==== Data segment ====
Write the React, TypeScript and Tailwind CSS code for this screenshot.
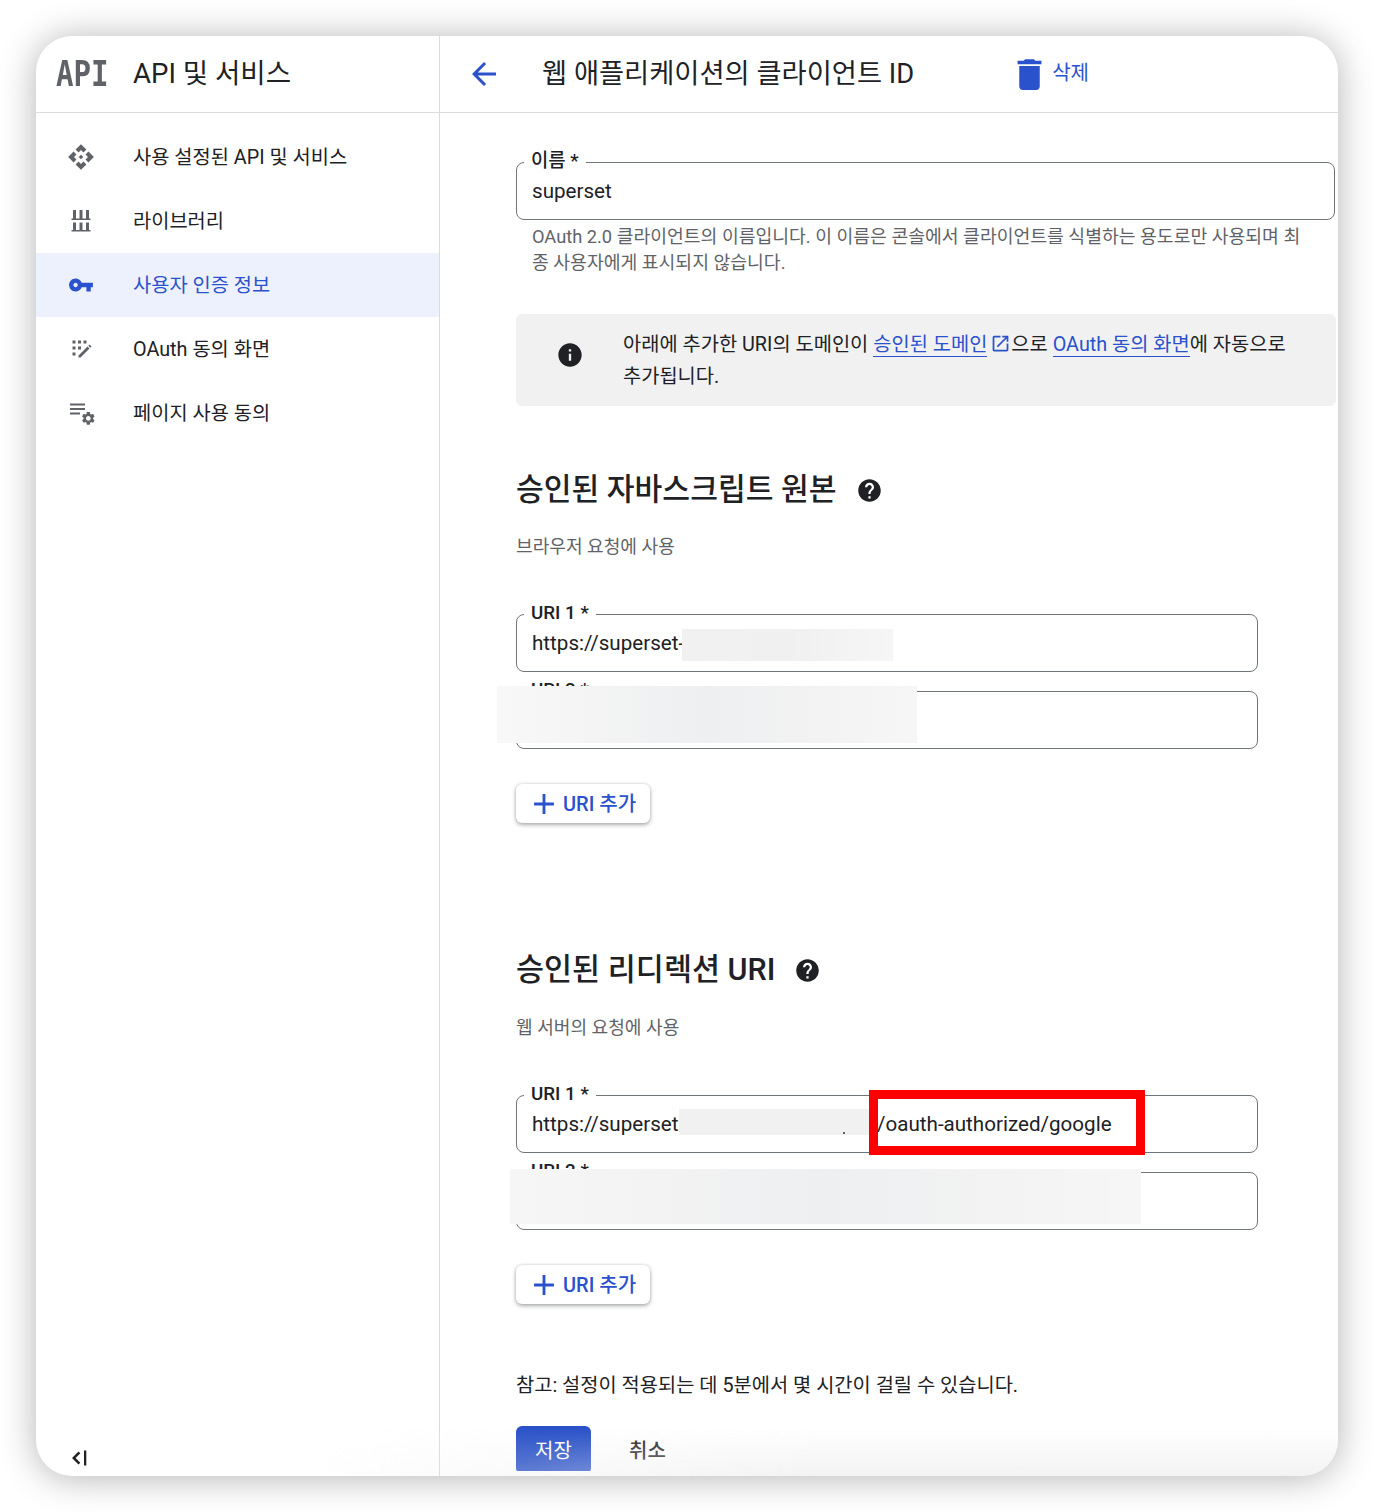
const font = "font-['Roboto','Noto_Sans_CJK_KR',sans-serif]"

const Icon = ({ d, className }: { d: string; className: string }) => (
    <svg viewBox="0 0 24 24" fill="currentColor" className={className}>
        <path d={d} />
    </svg>
)

const icons = {
    back: 'M20 11H7.83l5.59-5.59L12 4l-8 8 8 8 1.41-1.41L7.83 13H20v-2z',
    trash: 'M6 19c0 1.1.9 2 2 2h8c1.1 0 2-.9 2-2V7H6v12zM19 4h-3.5l-1-1h-5l-1 1H5v2h14V4z',
    key: 'M12.65 10C11.83 7.67 9.61 6 7 6c-3.31 0-6 2.69-6 6s2.69 6 6 6c2.61 0 4.83-1.67 5.65-4H17v4h4v-4h2v-4H12.65zM7 14c-1.1 0-2-.9-2-2s.9-2 2-2 2 .9 2 2-.9 2-2 2z',
    info: 'M12 2C6.48 2 2 6.48 2 12s4.48 10 10 10 10-4.48 10-10S17.52 2 12 2zm1 15h-2v-6h2v6zm0-8h-2V7h2v2z',
    help: 'M12 2C6.48 2 2 6.48 2 12s4.48 10 10 10 10-4.48 10-10S17.52 2 12 2zm1 17h-2v-2h2v2zm2.07-7.75l-.9.92C13.45 12.9 13 13.5 13 15h-2v-.5c0-1.1.45-2.1 1.17-2.83l1.24-1.26c.37-.36.59-.86.59-1.41 0-1.1-.9-2-2-2s-2 .9-2 2H8c0-2.21 1.79-4 4-4s4 1.79 4 4c0 .88-.36 1.68-.93 2.25z',
    add: 'M19 13h-6v6h-2v-6H5v-2h6V5h2v6h6v2z',
    open: 'M19 19H5V5h7V3H5c-1.11 0-2 .9-2 2v14c0 1.1.89 2 2 2h14c1.1 0 2-.9 2-2v-7h-2v7zM14 3v2h3.59l-9.83 9.83 1.41 1.41L19 6.41V10h2V3h-7z',
    services: 'M14 12l-2 2-2-2 2-2 2 2zm-2-6l2.12 2.12 2.5-2.5L12 1 7.38 5.62l2.5 2.5L12 6zm-6 6l2.12-2.12-2.5-2.5L1 12l4.62 4.62 2.5-2.5L6 12zm12 0l-2.12 2.12 2.5 2.5L23 12l-4.62-4.62-2.5 2.5L18 12zm-6 6l-2.12-2.12-2.5 2.5L12 23l4.62-4.62-2.5-2.5L12 18z',
    library: 'M4 1h3v8.500H4zM10.500 1h3v8.500h-3zM17 1h3v8.500h-3zM2.500 9.500h19V11h-19zM4 13.500h3V21H4zM10.500 13.500h3V21h-3zM17 13.500h3V21h-3zM2.500 21h19v1.500h-19z',
    consent: 'M3.500 3.500h3v3h-3zM9 3.500h3v3H9zM14.500 3.500h3v3h-3zM3.500 9.500h3v3h-3zM9 9.500h3v3H9zM3.500 15.500h3v3h-3zM9.500 18.500L18.500 9.500l2 2-9 9h-2zM19.300 8.700l1.200-1.200 2 2-1.200 1.200z',
    collapse: 'M9.500 5.500l1.800 1.800L6.600 12l4.700 4.700-1.800 1.800L3 12zM15 4.500h2.300v15H15z',
}

const gear = 'M19.14,12.94c0.04-0.3,0.06-0.61,0.06-0.94c0-0.32-0.02-0.64-0.07-0.94l2.03-1.58c0.18-0.14,0.23-0.41,0.12-0.61 l-1.92-3.32c-0.12-0.22-0.37-0.29-0.59-0.22l-2.39,0.96c-0.5-0.38-1.03-0.7-1.62-0.94L14.4,2.81c-0.04-0.24-0.24-0.41-0.48-0.41 h-3.84c-0.24,0-0.43,0.17-0.47,0.41L9.25,5.35C8.66,5.59,8.12,5.92,7.63,6.29L5.24,5.33c-0.22-0.08-0.47,0-0.59,0.22L2.74,8.87 C2.62,9.08,2.66,9.34,2.86,9.48l2.03,1.58C4.84,11.36,4.8,11.69,4.8,12s0.02,0.64,0.07,0.94l-2.03,1.58 c-0.18,0.14-0.23,0.41-0.12,0.61l1.92,3.32c0.12,0.22,0.37,0.29,0.59,0.22l2.39-0.96c0.5,0.38,1.03,0.7,1.62,0.94l0.36,2.54 c0.05,0.24,0.24,0.41,0.48,0.41h3.84c0.24,0,0.44-0.17,0.47-0.41l0.36-2.54c0.59-0.24,1.13-0.56,1.62-0.94l2.39,0.96 c0.22,0.08,0.47,0,0.59-0.22l1.92-3.32c0.12-0.22,0.07-0.47-0.12-0.61L19.14,12.94z M12,15.6c-1.98,0-3.6-1.62-3.6-3.6 s1.62-3.6,3.6-3.6s3.6,1.62,3.6,3.6S13.98,15.6,12,15.6z'

const UsageIcon = () => (
    <svg viewBox="0 0 24 24" fill="currentColor" className="h-[24px] w-[24px] overflow-visible text-[#5f6368]">
        <path d="M1 2.500h15v2H1zM1 7h15v2H1zM1 11.500h10v2H1z" />
        <g transform="translate(11.400 9.400) scale(0.66)">
            <path d={gear} />
        </g>
    </svg>
)

const nav = [
    { label: '사용 설정된 API 및 서비스', icon: icons.services, size: 'h-[28px] w-[28px] mx-[-2px]' },
    { label: '라이브러리', icon: icons.library, size: 'h-[24px] w-[24px]' },
    { label: '사용자 인증 정보', icon: icons.key, size: 'h-[26px] w-[26px] mx-[-1px]', active: true },
    { label: 'OAuth 동의 화면', icon: icons.consent, size: 'h-[24px] w-[24px]' },
    { label: '페이지 사용 동의', size: '' },
]

const Field = ({ label, children, className }: { label: string; children?: React.ReactNode; className: string }) => (
    <div className={`relative h-[58px] rounded-[8px] border border-[#70757a] ${className}`}>
        <span className="absolute left-[7px] top-[-14px] bg-white px-[7px] text-[18.8px] leading-[24px] font-medium text-[#202124]">
            {label}
        </span>
        <div className="flex h-full items-center whitespace-nowrap pl-[15px] text-[20.6px] text-[#202124]">{children}</div>
    </div>
)

const AddButton = () => (
    <button className="flex h-[39px] w-[134px] items-center gap-[2px] rounded-[6px] bg-white pl-[11px] text-[20px] font-medium text-[#2a52cc] shadow-[0_2px_4px_rgba(60,64,67,0.4),0_0_3px_rgba(60,64,67,0.2)]">
        <Icon d={icons.add} className="h-[34px] w-[34px]" />
        URI 추가
    </button>
)

const Heading = ({ title, size }: { title: string; size: string }) => (
    <div className="flex items-center gap-[19px]">
        <h2 className={`${size} leading-[40px] font-medium text-[#202124]`}>{title}</h2>
        <Icon d={icons.help} className="h-[27px] w-[27px] text-[#202124]" />
    </div>
)

export default function App() {
    return (
        <div className={`h-[1512px] w-[1374px] bg-white p-[36px] ${font}`}>
            <div className="relative flex h-[1440px] w-[1302px] overflow-hidden rounded-[36px] bg-white shadow-[0_2px_36px_rgba(0,0,0,0.3)]">
                <aside className="flex w-[404px] shrink-0 flex-col border-r border-[#dadce0]">
                    <div className="flex h-[77px] shrink-0 items-center border-b border-[#dadce0] pl-[20px]">
                        <span className="inline-block w-[77px] origin-left scale-x-[0.81] font-['DejaVu_Sans_Mono',monospace] text-[36px] leading-none font-bold whitespace-nowrap text-[#5f6368]">API</span>
                        <span className="text-[27.6px] text-[#202124]">API 및 서비스</span>
                    </div>
                    <nav className="flex-1 pt-[12px]">
                        {nav.map((item) => (
                            <div
                                key={item.label}
                                className={`flex h-[64px] items-center pl-[33px] text-[19.8px] ${item.active ? 'bg-[#edf1fd] text-[#2a52cc]' : 'text-[#202124]'}`}
                            >
                                {item.icon ? (
                                    <Icon d={item.icon} className={`${item.size} ${item.active ? 'text-[#2a52cc]' : 'text-[#5f6368]'}`} />
                                ) : (
                                    <UsageIcon />
                                )}
                                <span className="ml-[40px] mt-[2px]">{item.label}</span>
                            </div>
                        ))}
                    </nav>
                    <div className="flex h-[30px] shrink-0 items-start pl-[33px]">
                        <Icon d={icons.collapse} className="h-[24px] w-[24px] text-[#202124]" />
                    </div>
                </aside>

                <main className="flex min-w-0 flex-1 flex-col pb-[5px]">
                    <header className="flex h-[77px] shrink-0 items-center border-b border-[#dadce0]">
                        <Icon d={icons.back} className="ml-[26px] h-[36px] w-[36px] text-[#2a52cc]" />
                        <h1 className="ml-[40px] text-[27.3px] text-[#202124]">웹 애플리케이션의 클라이언트 ID</h1>
                        <Icon d={icons.trash} className="ml-[95px] h-[41px] w-[41px] text-[#2a52cc]" />
                        <span className="mb-[2px] ml-[2px] text-[20px] text-[#2a52cc]">삭제</span>
                    </header>

                    <div className="min-h-0 flex-1 overflow-hidden pl-[76px]">
                        <Field label="이름 *" className="mt-[49px] w-[819px]">superset</Field>
                        <p className="mt-[4px] w-[790px] pl-[16px] text-[18.25px] leading-[26px] text-[#5f6368]">
                            OAuth 2.0 클라이언트의 이름입니다. 이 이름은 콘솔에서 클라이언트를 식별하는 용도로만 사용되며 최종 사용자에게 표시되지 않습니다.
                        </p>

                        <div className="mt-[38px] flex h-[92px] w-[820px] items-center rounded-[6px] bg-[#f1f1f2] pl-[40px] text-[19.8px] leading-[32px] text-[#202124]">
                            <Icon d={icons.info} className="mb-[10px] h-[28px] w-[28px] shrink-0" />
                            <p className="ml-[39px] mt-[2px] w-[680px]">
                                아래에 추가한 URI의 도메인이{' '}
                                <span className="border-b border-[#2a52cc] text-[#2a52cc]">승인된 도메인</span>
                                <Icon d={icons.open} className="ml-[3px] inline-block h-[21px] w-[21px] align-[-3px] text-[#2a52cc]" />
                                으로{' '}
                                <span className="border-b border-[#2a52cc] text-[#2a52cc]">OAuth 동의 화면</span>
                                에 자동으로 추가됩니다.
                            </p>
                        </div>

                        <div className="mt-[64px]"><Heading title="승인된 자바스크립트 원본" size="text-[30.2px]" /></div>
                        <p className="mt-[24px] text-[18.1px] leading-[26px] text-[#5f6368]">브라우저 요청에 사용</p>

                        <Field label="URI 1 *" className="mt-[54px] w-[742px]">
                            https://superset-
                            <div className="absolute left-[165px] top-[14px] h-[32px] w-[211px] bg-gradient-to-r from-[#f1f1f2] via-[#f0f0f1] to-[#f6f6f6]" />
                        </Field>
                        <Field label="URI 2 *" className="mt-[19px] w-[742px]">
                            <div className="absolute left-[-20px] top-[-6px] h-[57px] w-[420px] bg-gradient-to-r from-[#f8f8f8] via-[#eeeff0] to-[#f6f6f6]" />
                        </Field>
                        <div className="mt-[35px]"><AddButton /></div>

                        <div className="mt-[127px]"><Heading title="승인된 리디렉션 URI" size="text-[30.5px]" /></div>
                        <p className="mt-[25px] text-[18.1px] leading-[26px] text-[#5f6368]">웹 서버의 요청에 사용</p>

                        <Field label="URI 1 *" className="mt-[54px] w-[742px]">
                            https://superset
                            <div className="absolute left-[162px] top-[13px] h-[26px] w-[190px] bg-[#f1f1f2]" />
                            <div className="absolute left-[326px] top-[36px] h-[2px] w-[2px] bg-[#5f6368]" />
                            <span className="absolute left-[360px]">/oauth-authorized/google</span>
                            <div className="absolute left-[352px] top-[-6px] h-[65px] w-[276px] border-[9px] border-[#ff0000]" />
                        </Field>
                        <Field label="URI 2 *" className="mt-[19px] w-[742px]">
                            <div className="absolute left-[-7px] top-[-4px] h-[55px] w-[631px] bg-gradient-to-r from-[#f6f6f6] via-[#eeeff0] to-[#f6f6f6]" />
                        </Field>
                        <div className="mt-[35px]"><AddButton /></div>

                        <p className="mt-[68px] text-[19.8px] leading-[28px] text-[#202124]">참고: 설정이 적용되는 데 5분에서 몇 시간이 걸릴 수 있습니다.</p>

                        <div className="mt-[26px] flex items-center">
                            <button className="h-[48px] w-[75px] rounded-[6px] bg-[#2850c8] pt-[1px] text-[20px] text-white">저장</button>
                            <button className="ml-[38px] pt-[2px] text-[20px] font-medium text-[#202124]">취소</button>
                        </div>
                    </div>
                </main>

                <div className="pointer-events-none absolute inset-x-0 bottom-0 h-[50px] bg-gradient-to-b from-transparent to-[#eeeeee]/70 [mask-image:linear-gradient(to_right,transparent_20%,black_60%)]" />
            </div>
        </div>
    )
}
====
Identify and copy the lines holding the word "React".

→ Result
Write the React, TypeScript and Tailwind CSS code for this screenshot.
const Field = ({ label, children, className }: { label: string; children?: React.ReactNode; className: string }) => (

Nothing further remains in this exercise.